AUTO INDUSTRY Minivans still hold chunk of market
Automakers are planning new models to sustain sales.
DETROIT (AP) -- Twenty years after Baby Boomers fell in love with the minivan and made it part of America's suburban landscape, the breadbox on wheels has been largely pushed aside by Generation X and a surge in SUVs.
But with a U.S. market still one million strong, automakers are not yet ready to let the minivan go the way of the station wagon. Automakers plan to roll out at least a half-dozen new minivan offerings in the next year or two.
Ford Motor Co. last week unveiled its two new models -- the Mercury Monterey and Ford Freestar -- at the Chicago Auto Show.
When Chrysler introduced its first family hauler in 1983, many Boomers were in the prime years of carting their progeny from school to activities. The roomy vans soon became favorites among soccer moms and helped save Chrysler from bankruptcy.
These days, people in their 20s and 30s -- and even aging Baby Boomers -- are more often opting for sport utility and so-called crossover vehicles, which tend to be more rugged and stylish, while providing the roomy functionality that attracted the original minivan following.
SUVs, despite increasing criticism of their fuel-efficiency and safety records, and crossovers comprised some 25 percent of U.S. light vehicle sales last year. Minivan shares, meanwhile, fell to 6.7 percent, its worst performance since 1989. (The minivan segment peaked at 8.2 percent in 1994 and 1995.)
That's a sizeable chunk of sales that none of the automakers want to cede in an increasingly competitive domestic market.
That's why General Motors Corp., Toyota Motor Corp. and Nissan Motor Co. also plan new versions of the minivan to the mix in the next year or two.
"There are some good offerings out there, but I think consumers have gotten bored with them," said Mike Wall, an analyst with the automotive forecasting firm IRN Inc. "I think what you're seeing is a move to freshen up the vehicles. No one's going to gain a ton of market share. It's more a measure to sustain what they have."
Focus on interior
Chris Theodore, Ford's vice president of North American product development, said creating an attractive product was important, but Ford's emphasis on the new upscale Monterey and the more mainstream Freestar was the interior -- more storage space, a quieter ride, a general refinement to the features.
Theodore said it was important to remember the target audience.
"Let's face it," he said, "these are vehicles for secure people. They're family people. A minivan is a place to put all your stuff, your kids' stuff, your grandkids' stuff."
Blake Crane, a lawyer in Lake Worth, Fla., said he and his wife, Cathy, bought a Mazda MPV minivan about a month ago after looking at two Ford SUVs. They have a 20-month-old baby.

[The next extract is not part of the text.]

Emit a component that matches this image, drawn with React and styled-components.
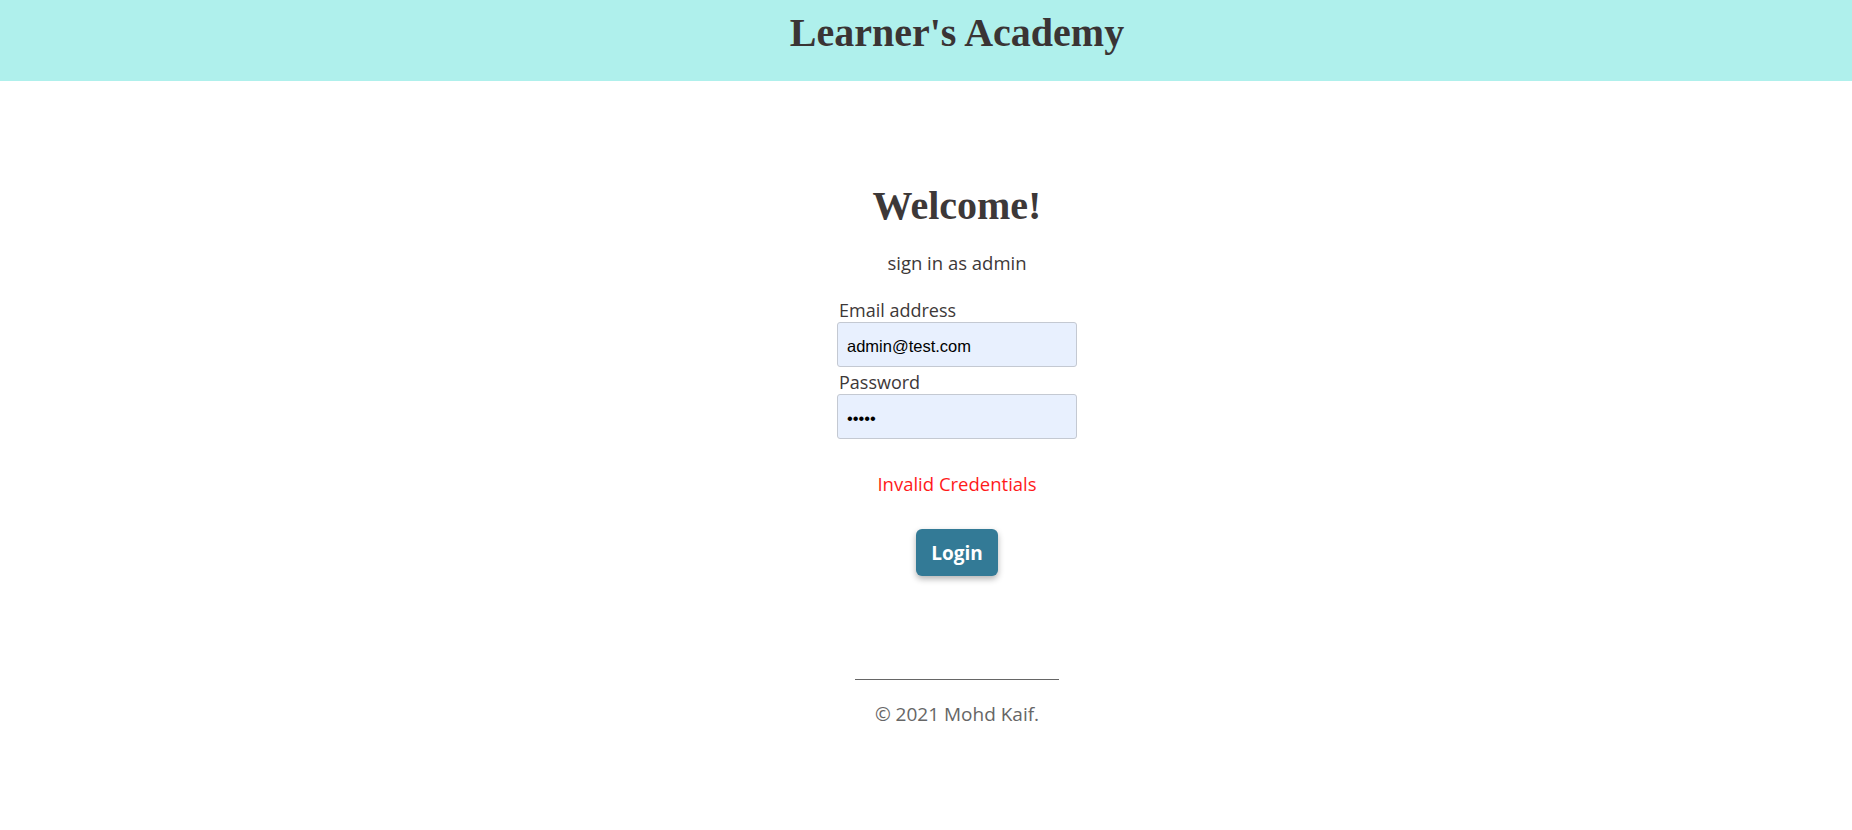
import React from 'react';
import styled, { createGlobalStyle } from 'styled-components';

const GlobalStyle = createGlobalStyle`
    body {
        margin: 0;
        background: #ffffff;
        font-family: "Open Sans", "Noto Sans", sans-serif;
        color: #3d3838;
    }
`;

function App() {
    return (
        <>
            <GlobalStyle />
            <StHeader>
                <StBrand>Learner's Academy</StBrand>
            </StHeader>
            <StMain>
                <StTitle>Welcome!</StTitle>
                <StSub>sign in as admin</StSub>
                <StForm>
                    <StLabel htmlFor="email">Email address</StLabel>
                    <StInput id="email" type="email" defaultValue="admin@test.com" />
                    <StLabel htmlFor="password" $gap={6}>Password</StLabel>
                    <StInput id="password" type="password" defaultValue="admin" />
                </StForm>
                <StError>Invalid Credentials</StError>
                <StLoginBtn>Login</StLoginBtn>
            </StMain>
            <StFooter>
                <StRule />
                <StCopy>© 2021 Mohd Kaif.</StCopy>
            </StFooter>
        </>
    );
}

export default App;

const StHeader = styled.header`
    height: 81px;
    padding-left: 62px;
    background-color: #aff0ec;
    display: flex;
    justify-content: center;
    align-items: flex-start;
`;

const StBrand = styled.h1`
    margin: 0;
    padding-top: 10px;
    font-family: "Liberation Serif", "Times New Roman", serif;
    font-weight: bold;
    font-size: 40px;
    line-height: 46px;
    color: #3a3434;
`;

const StMain = styled.main`
    display: flex;
    flex-direction: column;
    align-items: center;
    padding-top: 102px;
    padding-left: 62px;
`;

const StTitle = styled.h2`
    margin: 0;
    font-family: "Liberation Serif", "Times New Roman", serif;
    font-weight: bold;
    font-size: 40px;
    line-height: 46px;
    color: #3d3838;
`;

const StSub = styled.p`
    margin: 22px 0 0;
    font-size: 18.5px;
    line-height: 24px;
`;

const StForm = styled.form`
    display: flex;
    flex-direction: column;
    width: 240px;
    margin-top: 26px;
`;

const StLabel = styled.label`
    font-size: 18px;
    line-height: 18px;
    padding-left: 2px;
    margin-top: ${(p) => p.$gap || 0}px;
`;

const StInput = styled.input`
    box-sizing: border-box;
    height: 45px;
    width: 240px;
    margin-top: 3px;
    padding: 4px 9px 0;
    border: 1px solid #c4c9d2;
    border-radius: 3px;
    background-color: #e8f0fe;
    font-family: "Liberation Sans", Arial, sans-serif;
    font-size: 16.5px;
    color: #000;
    outline: none;
`;

const StError = styled.p`
    margin: 33px 0 0;
    font-size: 18.5px;
    line-height: 24px;
    color: #ff1a1a;
`;

const StLoginBtn = styled.button`
    margin-top: 33px;
    width: 82px;
    height: 47px;
    border: none;
    border-radius: 6px;
    background-color: #337a96;
    color: #ffffff;
    font-family: "Open Sans", "Noto Sans", sans-serif;
    font-weight: bold;
    font-size: 19px;
    box-shadow: 0 3px 6px rgba(0, 0, 0, 0.3);
    cursor: pointer;
`;

const StFooter = styled.footer`
    display: flex;
    flex-direction: column;
    align-items: center;
    padding-left: 62px;
    margin-top: 103px;
`;

const StRule = styled.hr`
    width: 204px;
    margin: 0;
    border: none;
    border-top: 1px solid #666;
`;

const StCopy = styled.p`
    margin: 22px 0 0;
    font-size: 19px;
    line-height: 24px;
    color: #666;
`;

Crane, 35, said they opted for the minivan, which Cathy drives, because it was easier to handle, easier to park and easier to get in and out of through the sliding doors.
"It's clearly a van -- there's no getting around that," Blake Crane said. "But it's not boxy and I don't think it looks any less sporty than a normal SUV. Your Explorer or [Chevrolet] Suburban certainly isn't an imaginative style."
Nearly every other major automaker has jumped into the market since the first Dodge Caravan rolled off Chrysler's Windsor, Ontario, assembly line on Nov. 2, 1983. Chrysler remains the dominant player at some 36 percent of the U.S. market.
The company expects to produce its 10 millionth minivan later this year.
But similar to what's happened in other categories of the U.S. vehicle market, the foreign transplants are gaining ground among minivan buyers.
Honda Motor Co., for example, sold about 153,500 of its Odyssey minivans last year -- 4,600 more than the Ford Windstar. Honda entered the market in 1998.
"The transplants are traditionally late to the game, and I don't think they'd be ashamed to say that," Wall said. "But somehow they're able to really hone in. The Odyssey is a good example."